→ **STATED TASK**:
Copy the material below verbatim from the line with "Rebuild this screenshot" to the line with "string; mods?: string[];", both lines included, omitting pictures and every line outside that range.

== RECORD SET

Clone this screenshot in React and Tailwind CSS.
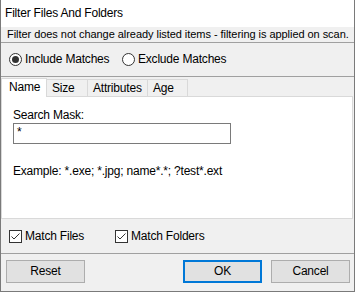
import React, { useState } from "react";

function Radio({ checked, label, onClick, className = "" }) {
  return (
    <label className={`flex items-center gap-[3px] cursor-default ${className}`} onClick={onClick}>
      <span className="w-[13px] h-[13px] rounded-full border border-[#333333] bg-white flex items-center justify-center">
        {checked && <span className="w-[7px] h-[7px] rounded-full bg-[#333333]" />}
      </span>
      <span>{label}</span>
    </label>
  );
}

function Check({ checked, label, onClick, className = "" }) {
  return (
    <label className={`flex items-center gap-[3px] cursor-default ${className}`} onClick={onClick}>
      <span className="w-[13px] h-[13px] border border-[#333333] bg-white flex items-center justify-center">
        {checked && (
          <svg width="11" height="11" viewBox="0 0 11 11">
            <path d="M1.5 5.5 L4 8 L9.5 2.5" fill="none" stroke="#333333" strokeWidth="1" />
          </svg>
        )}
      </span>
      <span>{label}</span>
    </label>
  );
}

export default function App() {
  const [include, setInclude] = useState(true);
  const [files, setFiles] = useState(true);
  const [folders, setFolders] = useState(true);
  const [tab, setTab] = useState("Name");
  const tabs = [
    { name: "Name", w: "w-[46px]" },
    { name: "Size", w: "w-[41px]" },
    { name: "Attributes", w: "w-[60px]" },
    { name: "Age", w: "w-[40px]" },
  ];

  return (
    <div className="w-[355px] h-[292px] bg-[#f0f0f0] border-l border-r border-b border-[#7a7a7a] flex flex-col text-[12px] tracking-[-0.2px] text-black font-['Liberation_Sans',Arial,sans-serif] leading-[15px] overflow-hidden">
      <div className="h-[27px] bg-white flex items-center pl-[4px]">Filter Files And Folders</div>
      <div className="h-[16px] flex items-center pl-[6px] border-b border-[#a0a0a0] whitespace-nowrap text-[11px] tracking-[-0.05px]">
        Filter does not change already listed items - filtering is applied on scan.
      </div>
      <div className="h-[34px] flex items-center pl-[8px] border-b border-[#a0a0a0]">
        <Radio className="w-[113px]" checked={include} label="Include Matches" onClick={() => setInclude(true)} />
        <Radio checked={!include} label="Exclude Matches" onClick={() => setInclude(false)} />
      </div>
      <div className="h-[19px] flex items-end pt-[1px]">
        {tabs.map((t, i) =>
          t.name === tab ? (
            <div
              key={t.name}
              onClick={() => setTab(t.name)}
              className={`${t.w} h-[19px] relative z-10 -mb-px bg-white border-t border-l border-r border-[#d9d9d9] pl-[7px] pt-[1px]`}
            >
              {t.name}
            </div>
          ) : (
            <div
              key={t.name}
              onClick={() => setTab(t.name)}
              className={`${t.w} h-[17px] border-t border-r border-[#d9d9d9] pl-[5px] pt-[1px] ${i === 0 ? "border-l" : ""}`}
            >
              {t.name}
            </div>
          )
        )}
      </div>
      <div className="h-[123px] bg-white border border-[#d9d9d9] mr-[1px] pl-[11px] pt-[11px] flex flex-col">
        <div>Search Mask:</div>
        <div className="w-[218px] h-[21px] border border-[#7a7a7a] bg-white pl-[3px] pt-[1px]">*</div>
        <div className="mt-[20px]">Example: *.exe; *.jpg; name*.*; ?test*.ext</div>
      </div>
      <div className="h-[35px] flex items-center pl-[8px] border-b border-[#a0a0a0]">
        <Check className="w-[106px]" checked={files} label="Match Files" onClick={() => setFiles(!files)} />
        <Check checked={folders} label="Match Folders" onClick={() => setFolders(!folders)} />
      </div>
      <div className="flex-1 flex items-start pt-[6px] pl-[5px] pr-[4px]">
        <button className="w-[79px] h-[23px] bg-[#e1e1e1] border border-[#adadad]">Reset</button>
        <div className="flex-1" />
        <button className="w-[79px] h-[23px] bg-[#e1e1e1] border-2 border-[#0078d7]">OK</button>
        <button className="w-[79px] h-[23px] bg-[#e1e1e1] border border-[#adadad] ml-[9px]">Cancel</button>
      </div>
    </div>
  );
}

====
== RECORD SET

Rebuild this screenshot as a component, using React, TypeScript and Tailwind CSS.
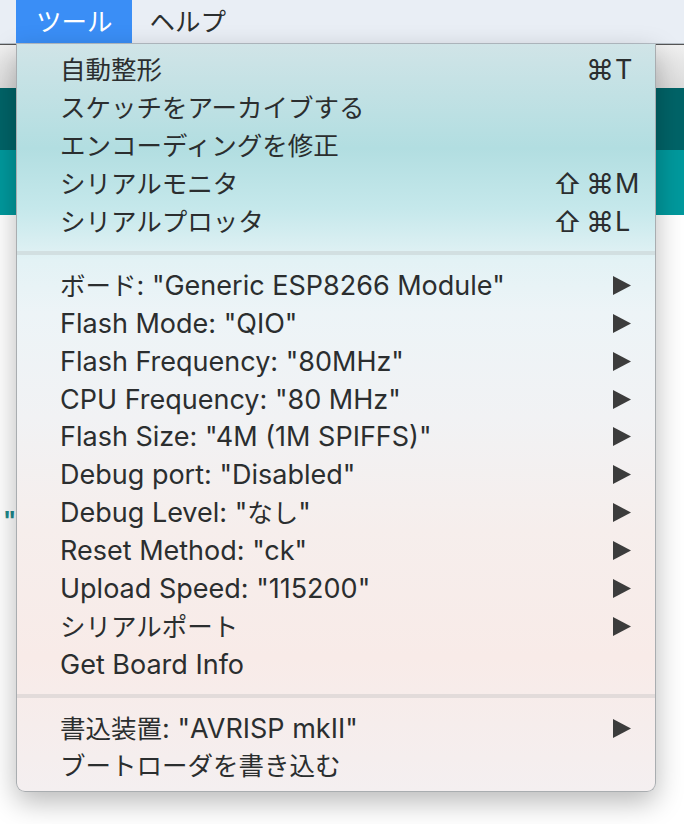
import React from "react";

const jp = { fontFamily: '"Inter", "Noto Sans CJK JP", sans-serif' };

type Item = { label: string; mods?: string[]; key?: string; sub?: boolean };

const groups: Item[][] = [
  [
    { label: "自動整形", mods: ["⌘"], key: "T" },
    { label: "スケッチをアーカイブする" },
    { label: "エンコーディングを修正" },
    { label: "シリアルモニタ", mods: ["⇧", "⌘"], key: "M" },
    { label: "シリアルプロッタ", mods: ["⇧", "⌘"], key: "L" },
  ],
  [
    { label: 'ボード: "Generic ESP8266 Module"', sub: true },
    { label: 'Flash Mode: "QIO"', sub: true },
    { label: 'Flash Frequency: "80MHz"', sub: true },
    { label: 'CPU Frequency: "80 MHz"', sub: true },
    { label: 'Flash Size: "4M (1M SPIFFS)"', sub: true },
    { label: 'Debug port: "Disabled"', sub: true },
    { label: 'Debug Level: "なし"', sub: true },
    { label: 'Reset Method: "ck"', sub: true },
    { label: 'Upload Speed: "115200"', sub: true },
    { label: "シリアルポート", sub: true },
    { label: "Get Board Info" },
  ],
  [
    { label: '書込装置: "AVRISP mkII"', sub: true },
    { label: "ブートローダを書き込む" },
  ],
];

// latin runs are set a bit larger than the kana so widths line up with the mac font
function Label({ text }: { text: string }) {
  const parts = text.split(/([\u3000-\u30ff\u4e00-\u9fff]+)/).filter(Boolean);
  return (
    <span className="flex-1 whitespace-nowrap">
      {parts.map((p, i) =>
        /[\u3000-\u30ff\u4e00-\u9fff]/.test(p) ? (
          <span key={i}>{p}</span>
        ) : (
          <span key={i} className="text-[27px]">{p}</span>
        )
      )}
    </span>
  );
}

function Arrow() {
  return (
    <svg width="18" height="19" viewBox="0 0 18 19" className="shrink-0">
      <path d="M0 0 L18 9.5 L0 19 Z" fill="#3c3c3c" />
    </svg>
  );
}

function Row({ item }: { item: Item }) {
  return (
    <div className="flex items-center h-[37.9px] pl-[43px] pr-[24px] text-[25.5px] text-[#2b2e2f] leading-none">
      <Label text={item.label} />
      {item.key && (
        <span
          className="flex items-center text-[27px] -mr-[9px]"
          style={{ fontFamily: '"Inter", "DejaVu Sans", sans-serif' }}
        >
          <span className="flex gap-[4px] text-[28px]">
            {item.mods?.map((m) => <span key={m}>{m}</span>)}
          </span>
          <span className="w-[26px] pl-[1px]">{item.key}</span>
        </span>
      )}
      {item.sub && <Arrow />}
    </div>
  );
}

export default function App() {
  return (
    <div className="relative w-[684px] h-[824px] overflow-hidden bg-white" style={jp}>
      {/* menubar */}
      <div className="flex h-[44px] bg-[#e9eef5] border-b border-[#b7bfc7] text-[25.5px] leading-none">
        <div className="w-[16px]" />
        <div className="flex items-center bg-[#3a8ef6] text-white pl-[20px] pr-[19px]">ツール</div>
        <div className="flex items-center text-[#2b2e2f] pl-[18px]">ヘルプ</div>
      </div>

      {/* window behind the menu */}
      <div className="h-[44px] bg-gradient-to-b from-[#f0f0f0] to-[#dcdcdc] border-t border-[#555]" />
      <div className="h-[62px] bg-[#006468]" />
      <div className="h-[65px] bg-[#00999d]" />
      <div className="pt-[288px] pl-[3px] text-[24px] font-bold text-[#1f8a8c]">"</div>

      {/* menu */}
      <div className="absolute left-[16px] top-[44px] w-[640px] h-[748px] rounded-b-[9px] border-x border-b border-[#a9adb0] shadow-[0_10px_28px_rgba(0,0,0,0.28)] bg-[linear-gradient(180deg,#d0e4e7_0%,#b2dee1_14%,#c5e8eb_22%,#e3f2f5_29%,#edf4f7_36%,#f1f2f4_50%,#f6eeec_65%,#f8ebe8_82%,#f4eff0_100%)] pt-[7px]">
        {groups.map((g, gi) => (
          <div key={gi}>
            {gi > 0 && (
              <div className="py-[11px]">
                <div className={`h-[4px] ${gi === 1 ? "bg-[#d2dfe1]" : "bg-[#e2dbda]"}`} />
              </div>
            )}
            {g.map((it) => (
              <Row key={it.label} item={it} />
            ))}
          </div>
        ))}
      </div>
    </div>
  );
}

====

→ **EXERCISE ANSWER**:
Rebuild this screenshot as a component, using React, TypeScript and Tailwind CSS.
import React from "react";

const jp = { fontFamily: '"Inter", "Noto Sans CJK JP", sans-serif' };

type Item = { label: string; mods?: string[]; key?: string; sub?: boolean };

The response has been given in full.